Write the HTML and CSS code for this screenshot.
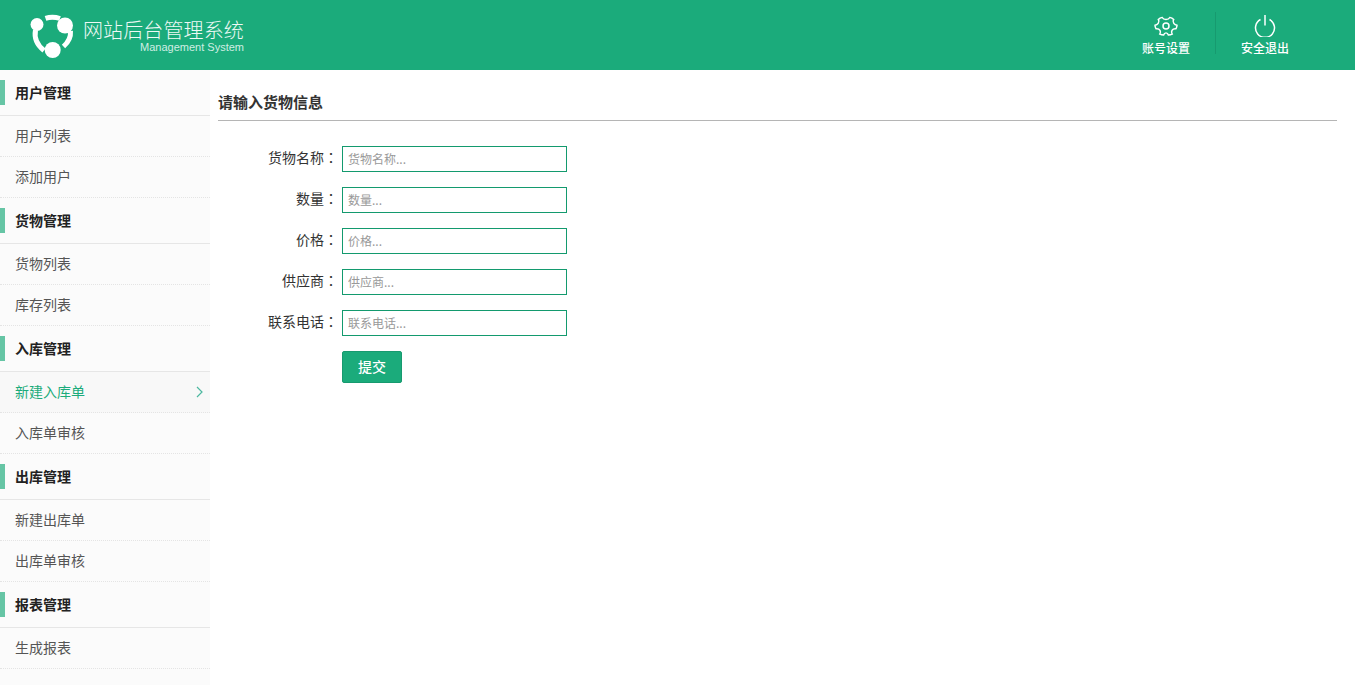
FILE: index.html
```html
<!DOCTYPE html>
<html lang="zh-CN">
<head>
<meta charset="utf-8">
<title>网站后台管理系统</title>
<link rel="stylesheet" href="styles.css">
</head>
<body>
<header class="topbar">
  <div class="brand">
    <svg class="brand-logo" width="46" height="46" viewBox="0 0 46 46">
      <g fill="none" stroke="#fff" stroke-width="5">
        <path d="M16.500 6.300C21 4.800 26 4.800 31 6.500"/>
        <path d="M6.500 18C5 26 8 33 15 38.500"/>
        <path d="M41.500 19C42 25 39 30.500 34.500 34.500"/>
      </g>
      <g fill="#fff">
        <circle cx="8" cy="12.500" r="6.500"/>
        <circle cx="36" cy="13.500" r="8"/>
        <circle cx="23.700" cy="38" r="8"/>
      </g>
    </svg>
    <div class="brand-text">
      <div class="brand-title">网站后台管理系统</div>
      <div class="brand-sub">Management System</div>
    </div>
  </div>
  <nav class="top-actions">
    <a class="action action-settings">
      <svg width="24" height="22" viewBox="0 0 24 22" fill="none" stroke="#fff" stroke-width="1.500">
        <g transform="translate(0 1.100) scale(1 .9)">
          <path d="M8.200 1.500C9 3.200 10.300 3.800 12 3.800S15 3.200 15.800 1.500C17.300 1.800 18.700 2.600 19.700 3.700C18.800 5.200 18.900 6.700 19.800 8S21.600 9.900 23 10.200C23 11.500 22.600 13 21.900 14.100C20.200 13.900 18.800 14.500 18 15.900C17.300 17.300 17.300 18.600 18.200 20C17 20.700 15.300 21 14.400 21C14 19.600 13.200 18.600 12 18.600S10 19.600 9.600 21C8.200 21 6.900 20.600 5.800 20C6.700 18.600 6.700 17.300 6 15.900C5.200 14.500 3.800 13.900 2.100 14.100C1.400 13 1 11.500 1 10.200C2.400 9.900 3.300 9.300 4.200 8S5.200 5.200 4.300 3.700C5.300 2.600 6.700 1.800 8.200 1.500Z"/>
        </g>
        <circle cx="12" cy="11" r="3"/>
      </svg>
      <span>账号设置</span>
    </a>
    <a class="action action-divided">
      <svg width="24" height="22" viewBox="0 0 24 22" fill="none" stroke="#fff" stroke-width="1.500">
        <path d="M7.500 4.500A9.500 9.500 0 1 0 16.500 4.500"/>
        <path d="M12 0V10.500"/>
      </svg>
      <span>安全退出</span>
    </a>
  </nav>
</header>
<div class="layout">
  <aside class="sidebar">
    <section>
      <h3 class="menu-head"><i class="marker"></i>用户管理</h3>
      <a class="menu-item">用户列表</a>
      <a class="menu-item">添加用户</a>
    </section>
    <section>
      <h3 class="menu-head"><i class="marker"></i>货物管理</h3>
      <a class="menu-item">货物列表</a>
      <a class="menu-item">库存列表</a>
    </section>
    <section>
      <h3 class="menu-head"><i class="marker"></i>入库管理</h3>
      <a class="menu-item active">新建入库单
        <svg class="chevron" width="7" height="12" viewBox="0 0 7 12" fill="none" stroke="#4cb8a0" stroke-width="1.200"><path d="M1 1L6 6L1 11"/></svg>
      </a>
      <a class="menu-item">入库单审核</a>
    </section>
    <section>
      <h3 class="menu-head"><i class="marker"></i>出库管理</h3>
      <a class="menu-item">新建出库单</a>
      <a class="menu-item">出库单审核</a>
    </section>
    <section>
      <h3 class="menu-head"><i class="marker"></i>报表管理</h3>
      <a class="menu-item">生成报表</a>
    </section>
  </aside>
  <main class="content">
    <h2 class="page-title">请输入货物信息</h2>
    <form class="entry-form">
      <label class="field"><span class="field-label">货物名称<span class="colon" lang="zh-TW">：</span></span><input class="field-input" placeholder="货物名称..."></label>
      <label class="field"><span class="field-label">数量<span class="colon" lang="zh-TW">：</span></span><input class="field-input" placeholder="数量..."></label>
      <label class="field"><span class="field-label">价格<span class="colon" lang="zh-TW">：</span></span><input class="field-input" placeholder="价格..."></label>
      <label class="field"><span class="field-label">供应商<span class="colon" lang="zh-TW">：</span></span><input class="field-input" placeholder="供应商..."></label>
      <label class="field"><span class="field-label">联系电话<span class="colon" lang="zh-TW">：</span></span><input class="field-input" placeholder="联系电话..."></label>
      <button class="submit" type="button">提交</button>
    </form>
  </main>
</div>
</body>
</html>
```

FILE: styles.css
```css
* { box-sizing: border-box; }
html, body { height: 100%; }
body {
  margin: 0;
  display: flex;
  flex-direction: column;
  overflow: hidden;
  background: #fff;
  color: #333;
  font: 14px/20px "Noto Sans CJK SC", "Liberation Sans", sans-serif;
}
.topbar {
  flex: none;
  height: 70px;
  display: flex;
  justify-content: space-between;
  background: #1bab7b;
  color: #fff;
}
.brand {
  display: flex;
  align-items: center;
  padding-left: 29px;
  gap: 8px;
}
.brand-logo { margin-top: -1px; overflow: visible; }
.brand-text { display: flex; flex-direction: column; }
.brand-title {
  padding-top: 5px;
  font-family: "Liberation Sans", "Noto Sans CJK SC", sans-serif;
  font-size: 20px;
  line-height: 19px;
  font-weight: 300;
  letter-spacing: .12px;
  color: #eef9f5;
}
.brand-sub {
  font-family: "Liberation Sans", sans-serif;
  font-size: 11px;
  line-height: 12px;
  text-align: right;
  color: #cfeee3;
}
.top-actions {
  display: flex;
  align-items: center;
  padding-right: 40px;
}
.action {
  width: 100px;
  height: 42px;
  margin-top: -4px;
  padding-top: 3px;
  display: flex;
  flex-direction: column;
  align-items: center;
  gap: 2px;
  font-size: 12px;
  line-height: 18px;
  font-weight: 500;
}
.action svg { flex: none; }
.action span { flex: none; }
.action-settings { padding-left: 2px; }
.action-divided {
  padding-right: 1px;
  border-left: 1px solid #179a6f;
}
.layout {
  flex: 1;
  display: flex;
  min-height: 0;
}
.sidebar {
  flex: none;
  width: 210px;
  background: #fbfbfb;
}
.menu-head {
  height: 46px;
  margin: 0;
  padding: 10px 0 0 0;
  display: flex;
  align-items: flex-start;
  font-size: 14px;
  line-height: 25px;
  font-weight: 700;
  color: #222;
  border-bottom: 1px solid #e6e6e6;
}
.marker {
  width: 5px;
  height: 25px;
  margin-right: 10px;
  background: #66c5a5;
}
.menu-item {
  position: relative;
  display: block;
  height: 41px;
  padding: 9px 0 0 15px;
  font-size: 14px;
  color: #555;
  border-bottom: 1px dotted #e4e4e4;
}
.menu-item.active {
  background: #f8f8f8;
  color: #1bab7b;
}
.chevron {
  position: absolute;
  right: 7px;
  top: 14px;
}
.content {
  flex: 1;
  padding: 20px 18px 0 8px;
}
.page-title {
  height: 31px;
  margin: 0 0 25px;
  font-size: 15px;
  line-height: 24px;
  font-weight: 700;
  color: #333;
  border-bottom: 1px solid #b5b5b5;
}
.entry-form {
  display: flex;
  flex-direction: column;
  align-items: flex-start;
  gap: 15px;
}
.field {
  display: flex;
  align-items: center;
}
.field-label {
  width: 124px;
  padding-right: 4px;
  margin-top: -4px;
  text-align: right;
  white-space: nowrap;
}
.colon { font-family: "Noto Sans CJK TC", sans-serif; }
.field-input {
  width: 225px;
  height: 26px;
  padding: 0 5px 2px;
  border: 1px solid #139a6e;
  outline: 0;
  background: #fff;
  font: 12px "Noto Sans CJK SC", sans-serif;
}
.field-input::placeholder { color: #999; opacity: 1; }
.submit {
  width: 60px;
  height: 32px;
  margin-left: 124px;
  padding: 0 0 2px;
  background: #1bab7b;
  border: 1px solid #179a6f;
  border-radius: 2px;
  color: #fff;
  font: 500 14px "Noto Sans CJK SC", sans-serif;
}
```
---
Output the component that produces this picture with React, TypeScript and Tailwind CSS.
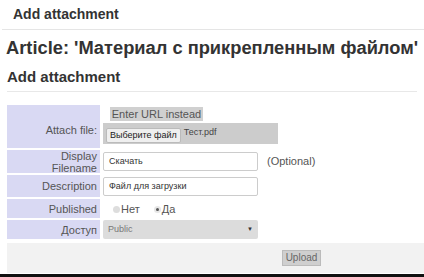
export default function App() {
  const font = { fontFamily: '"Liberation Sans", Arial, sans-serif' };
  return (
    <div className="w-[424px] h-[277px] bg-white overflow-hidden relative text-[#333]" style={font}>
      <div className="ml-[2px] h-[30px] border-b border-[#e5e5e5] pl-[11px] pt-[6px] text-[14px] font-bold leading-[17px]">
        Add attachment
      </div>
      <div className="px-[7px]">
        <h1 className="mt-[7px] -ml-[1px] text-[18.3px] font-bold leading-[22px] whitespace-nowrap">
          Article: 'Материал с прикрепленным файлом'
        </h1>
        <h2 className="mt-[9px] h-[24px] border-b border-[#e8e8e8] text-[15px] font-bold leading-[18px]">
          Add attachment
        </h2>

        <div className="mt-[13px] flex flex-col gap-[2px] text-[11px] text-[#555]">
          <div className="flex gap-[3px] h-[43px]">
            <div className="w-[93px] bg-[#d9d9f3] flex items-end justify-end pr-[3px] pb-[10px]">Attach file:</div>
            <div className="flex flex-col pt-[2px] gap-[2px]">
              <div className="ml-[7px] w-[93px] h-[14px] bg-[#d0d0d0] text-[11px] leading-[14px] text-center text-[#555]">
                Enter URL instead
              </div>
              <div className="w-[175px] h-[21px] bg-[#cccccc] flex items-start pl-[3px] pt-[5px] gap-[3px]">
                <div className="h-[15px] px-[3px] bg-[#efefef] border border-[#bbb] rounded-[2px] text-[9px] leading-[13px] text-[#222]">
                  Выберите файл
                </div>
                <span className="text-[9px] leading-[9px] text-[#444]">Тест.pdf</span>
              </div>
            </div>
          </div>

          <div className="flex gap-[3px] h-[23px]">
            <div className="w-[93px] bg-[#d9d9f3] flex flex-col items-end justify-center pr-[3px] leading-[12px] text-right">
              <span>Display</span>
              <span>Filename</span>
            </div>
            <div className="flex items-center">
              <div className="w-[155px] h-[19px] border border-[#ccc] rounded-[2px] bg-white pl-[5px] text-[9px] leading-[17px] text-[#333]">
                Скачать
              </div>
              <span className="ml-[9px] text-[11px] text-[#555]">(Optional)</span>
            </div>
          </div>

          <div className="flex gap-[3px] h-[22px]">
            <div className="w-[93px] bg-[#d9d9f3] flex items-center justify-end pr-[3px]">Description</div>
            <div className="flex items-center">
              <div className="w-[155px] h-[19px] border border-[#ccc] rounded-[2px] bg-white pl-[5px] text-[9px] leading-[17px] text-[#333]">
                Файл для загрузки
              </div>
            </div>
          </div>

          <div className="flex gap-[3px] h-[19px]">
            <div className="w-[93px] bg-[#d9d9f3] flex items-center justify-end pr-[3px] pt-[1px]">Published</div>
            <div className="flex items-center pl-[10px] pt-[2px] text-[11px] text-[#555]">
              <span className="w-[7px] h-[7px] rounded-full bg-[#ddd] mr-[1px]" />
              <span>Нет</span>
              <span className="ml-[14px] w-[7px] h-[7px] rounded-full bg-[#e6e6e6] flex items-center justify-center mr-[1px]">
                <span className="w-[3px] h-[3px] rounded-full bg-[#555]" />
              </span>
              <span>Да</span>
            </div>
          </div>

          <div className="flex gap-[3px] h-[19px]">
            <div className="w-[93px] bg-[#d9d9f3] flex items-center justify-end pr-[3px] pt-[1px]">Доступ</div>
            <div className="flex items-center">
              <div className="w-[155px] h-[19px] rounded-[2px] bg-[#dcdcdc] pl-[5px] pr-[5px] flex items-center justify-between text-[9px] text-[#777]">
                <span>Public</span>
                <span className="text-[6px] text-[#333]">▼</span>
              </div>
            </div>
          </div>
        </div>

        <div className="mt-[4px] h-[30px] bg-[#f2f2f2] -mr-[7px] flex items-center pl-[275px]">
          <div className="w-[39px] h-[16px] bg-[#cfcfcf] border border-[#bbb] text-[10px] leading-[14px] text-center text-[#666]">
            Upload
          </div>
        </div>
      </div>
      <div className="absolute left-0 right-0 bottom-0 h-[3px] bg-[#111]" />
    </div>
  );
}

What you are asked to do: Say the number of lines in the listing that hold "this", with no added words.

Task output: 2